STATED GOAL:
Here are some records; copy every line that holds the word "with".

DATA ROWS:
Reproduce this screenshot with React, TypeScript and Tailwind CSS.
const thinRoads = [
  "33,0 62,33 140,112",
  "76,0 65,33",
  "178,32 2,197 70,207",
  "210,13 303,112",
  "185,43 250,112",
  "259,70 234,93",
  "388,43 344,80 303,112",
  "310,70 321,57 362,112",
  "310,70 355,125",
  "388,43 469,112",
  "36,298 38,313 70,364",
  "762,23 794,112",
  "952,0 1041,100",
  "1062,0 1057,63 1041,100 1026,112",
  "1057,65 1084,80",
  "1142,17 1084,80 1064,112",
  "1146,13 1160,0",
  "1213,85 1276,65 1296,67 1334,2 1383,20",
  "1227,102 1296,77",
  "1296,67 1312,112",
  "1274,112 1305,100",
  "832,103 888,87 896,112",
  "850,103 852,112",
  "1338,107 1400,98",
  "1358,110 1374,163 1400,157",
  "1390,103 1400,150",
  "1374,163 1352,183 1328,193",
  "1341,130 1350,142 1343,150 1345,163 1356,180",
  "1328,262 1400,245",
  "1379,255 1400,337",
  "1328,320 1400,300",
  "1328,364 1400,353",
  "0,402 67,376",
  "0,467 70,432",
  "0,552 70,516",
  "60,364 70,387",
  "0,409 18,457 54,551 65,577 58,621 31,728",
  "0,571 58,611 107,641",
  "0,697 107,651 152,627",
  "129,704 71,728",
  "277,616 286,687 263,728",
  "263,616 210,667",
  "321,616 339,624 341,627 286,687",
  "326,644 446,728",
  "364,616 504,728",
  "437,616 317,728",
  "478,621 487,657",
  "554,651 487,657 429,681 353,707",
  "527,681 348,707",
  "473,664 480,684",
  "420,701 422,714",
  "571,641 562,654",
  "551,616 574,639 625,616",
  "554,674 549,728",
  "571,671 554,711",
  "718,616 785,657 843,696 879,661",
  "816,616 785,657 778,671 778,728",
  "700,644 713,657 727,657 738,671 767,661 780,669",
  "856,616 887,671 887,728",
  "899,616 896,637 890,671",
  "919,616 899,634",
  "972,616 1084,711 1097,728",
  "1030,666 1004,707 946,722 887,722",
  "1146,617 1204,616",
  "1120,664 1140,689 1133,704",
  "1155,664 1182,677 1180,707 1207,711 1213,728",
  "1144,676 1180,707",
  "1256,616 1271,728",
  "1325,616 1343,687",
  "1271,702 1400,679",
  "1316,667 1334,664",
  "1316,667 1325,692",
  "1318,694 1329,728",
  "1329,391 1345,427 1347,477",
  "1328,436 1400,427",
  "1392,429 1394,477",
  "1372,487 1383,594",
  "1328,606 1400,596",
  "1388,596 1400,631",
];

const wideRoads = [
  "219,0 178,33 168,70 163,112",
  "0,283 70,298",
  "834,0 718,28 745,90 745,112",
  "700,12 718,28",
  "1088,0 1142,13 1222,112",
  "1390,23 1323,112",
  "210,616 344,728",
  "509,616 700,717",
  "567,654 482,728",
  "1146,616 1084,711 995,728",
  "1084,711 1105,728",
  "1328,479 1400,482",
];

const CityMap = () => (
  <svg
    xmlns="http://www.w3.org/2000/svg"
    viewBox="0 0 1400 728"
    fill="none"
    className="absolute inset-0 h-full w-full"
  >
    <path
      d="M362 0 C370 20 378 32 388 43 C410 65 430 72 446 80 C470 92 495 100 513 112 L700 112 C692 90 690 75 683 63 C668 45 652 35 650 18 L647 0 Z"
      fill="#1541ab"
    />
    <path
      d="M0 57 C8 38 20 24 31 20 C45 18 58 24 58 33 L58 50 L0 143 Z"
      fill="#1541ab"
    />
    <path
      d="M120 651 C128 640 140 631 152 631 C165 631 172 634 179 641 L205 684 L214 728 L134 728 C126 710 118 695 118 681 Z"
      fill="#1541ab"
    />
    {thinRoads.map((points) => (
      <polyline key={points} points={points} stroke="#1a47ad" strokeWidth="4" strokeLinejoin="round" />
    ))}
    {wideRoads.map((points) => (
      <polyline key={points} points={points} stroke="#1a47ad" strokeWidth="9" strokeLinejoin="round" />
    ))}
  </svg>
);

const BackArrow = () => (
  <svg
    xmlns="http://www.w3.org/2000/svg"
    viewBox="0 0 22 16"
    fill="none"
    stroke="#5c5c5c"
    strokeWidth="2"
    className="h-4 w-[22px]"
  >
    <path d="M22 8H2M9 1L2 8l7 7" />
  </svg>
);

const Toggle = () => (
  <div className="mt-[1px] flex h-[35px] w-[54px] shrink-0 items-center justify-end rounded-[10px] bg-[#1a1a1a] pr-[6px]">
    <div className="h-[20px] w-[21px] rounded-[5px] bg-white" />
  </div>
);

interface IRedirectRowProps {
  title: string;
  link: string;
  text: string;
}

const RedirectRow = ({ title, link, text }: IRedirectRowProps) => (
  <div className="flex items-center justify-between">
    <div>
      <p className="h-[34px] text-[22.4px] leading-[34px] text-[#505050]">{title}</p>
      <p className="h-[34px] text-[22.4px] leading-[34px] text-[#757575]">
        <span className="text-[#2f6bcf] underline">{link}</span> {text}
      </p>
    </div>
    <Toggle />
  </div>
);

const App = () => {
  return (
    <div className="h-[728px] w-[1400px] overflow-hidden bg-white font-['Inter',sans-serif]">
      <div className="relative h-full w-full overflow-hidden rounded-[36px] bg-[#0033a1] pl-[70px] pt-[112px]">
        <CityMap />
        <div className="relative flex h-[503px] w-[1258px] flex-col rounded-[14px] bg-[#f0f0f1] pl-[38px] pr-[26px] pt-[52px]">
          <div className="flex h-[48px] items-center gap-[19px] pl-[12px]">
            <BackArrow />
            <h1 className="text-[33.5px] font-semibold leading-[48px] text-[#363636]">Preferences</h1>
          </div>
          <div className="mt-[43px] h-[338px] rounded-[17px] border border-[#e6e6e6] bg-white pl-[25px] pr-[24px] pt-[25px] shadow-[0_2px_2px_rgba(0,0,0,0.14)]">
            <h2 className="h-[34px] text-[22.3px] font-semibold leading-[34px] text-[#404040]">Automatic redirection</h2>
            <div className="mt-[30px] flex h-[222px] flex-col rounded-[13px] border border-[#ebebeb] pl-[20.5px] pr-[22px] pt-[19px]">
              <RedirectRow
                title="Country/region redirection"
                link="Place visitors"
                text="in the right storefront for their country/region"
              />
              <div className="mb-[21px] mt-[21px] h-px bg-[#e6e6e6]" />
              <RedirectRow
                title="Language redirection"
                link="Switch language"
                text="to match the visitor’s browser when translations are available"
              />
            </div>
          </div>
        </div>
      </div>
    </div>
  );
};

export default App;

---

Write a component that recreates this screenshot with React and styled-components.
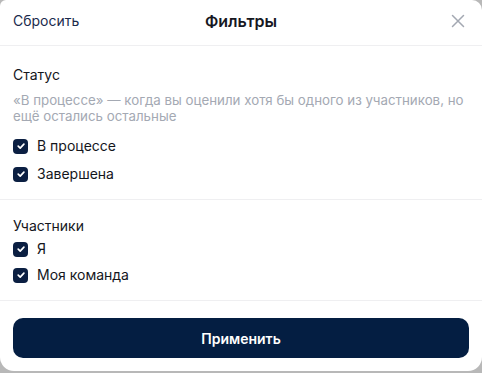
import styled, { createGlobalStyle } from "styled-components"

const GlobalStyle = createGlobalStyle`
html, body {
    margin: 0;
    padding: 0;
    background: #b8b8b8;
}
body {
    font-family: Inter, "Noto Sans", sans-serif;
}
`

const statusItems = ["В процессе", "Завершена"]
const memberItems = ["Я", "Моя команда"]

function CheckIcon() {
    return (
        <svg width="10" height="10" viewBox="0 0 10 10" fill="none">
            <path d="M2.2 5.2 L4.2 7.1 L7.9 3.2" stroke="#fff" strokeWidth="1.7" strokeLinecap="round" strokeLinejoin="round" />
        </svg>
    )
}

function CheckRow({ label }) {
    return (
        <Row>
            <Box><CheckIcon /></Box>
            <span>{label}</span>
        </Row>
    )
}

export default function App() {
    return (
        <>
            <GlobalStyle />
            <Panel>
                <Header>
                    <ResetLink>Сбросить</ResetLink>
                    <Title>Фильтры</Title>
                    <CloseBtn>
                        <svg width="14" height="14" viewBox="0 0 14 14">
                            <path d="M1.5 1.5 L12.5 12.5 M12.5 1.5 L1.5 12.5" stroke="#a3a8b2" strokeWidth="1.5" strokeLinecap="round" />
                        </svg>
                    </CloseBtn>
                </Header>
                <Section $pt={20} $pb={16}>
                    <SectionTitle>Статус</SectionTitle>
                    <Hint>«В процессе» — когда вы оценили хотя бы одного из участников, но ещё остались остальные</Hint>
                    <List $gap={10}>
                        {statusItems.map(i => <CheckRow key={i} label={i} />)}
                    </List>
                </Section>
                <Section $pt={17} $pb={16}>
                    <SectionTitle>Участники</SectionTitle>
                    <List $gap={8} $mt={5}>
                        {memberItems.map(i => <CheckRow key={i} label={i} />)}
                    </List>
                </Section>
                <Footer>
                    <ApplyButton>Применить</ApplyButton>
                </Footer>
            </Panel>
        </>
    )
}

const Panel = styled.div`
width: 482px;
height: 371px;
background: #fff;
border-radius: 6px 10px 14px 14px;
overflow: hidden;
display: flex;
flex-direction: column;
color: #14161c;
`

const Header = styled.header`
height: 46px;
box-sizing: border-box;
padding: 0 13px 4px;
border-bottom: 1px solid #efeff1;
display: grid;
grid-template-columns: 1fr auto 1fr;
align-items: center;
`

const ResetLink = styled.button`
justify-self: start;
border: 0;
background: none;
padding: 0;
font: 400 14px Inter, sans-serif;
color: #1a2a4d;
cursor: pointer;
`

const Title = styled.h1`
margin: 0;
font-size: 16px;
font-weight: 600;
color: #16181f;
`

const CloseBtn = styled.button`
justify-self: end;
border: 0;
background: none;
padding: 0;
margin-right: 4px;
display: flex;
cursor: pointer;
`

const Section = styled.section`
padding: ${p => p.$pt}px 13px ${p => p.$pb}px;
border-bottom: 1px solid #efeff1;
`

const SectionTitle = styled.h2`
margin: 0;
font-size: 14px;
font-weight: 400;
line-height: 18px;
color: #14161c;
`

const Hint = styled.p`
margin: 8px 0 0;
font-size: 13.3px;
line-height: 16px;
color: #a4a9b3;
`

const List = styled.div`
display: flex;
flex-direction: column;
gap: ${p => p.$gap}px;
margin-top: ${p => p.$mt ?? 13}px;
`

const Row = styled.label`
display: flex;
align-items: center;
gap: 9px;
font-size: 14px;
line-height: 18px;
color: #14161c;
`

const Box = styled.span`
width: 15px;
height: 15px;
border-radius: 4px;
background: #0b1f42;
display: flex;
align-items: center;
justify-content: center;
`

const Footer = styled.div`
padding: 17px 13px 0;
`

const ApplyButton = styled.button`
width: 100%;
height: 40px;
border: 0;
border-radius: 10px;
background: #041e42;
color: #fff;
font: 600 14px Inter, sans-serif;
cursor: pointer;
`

---

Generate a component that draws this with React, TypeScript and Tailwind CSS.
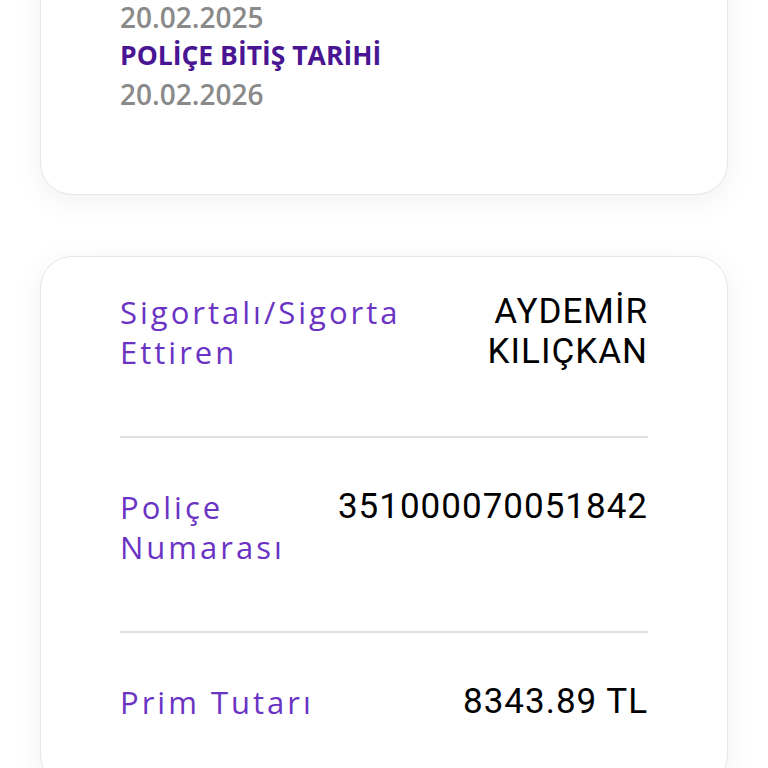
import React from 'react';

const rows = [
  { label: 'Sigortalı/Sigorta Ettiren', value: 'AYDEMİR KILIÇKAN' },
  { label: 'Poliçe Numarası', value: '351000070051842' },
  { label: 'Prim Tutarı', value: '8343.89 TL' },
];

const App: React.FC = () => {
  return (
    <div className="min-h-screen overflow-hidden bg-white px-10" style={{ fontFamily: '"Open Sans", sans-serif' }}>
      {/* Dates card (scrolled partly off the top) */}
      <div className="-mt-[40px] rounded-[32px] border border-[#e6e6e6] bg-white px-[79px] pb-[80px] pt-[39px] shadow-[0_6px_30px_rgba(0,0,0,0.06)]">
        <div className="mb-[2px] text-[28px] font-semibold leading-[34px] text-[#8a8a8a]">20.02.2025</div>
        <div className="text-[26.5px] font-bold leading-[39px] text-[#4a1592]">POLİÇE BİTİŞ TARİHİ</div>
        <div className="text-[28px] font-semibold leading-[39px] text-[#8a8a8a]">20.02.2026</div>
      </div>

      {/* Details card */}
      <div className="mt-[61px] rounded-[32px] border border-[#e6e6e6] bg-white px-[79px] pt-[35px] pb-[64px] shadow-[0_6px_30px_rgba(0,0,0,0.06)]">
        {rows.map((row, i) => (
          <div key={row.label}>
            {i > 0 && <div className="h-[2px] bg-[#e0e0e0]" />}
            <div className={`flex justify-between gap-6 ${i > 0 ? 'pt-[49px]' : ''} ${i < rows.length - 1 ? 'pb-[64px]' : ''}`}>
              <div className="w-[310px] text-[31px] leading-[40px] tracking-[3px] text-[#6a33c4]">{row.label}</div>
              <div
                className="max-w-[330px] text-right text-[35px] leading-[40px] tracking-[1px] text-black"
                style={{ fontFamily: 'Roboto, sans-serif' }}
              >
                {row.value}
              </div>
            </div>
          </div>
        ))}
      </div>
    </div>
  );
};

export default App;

THE RESULT:
Reproduce this screenshot with React, TypeScript and Tailwind CSS.
Write a component that recreates this screenshot with React and styled-components.
Generate a component that draws this with React, TypeScript and Tailwind CSS.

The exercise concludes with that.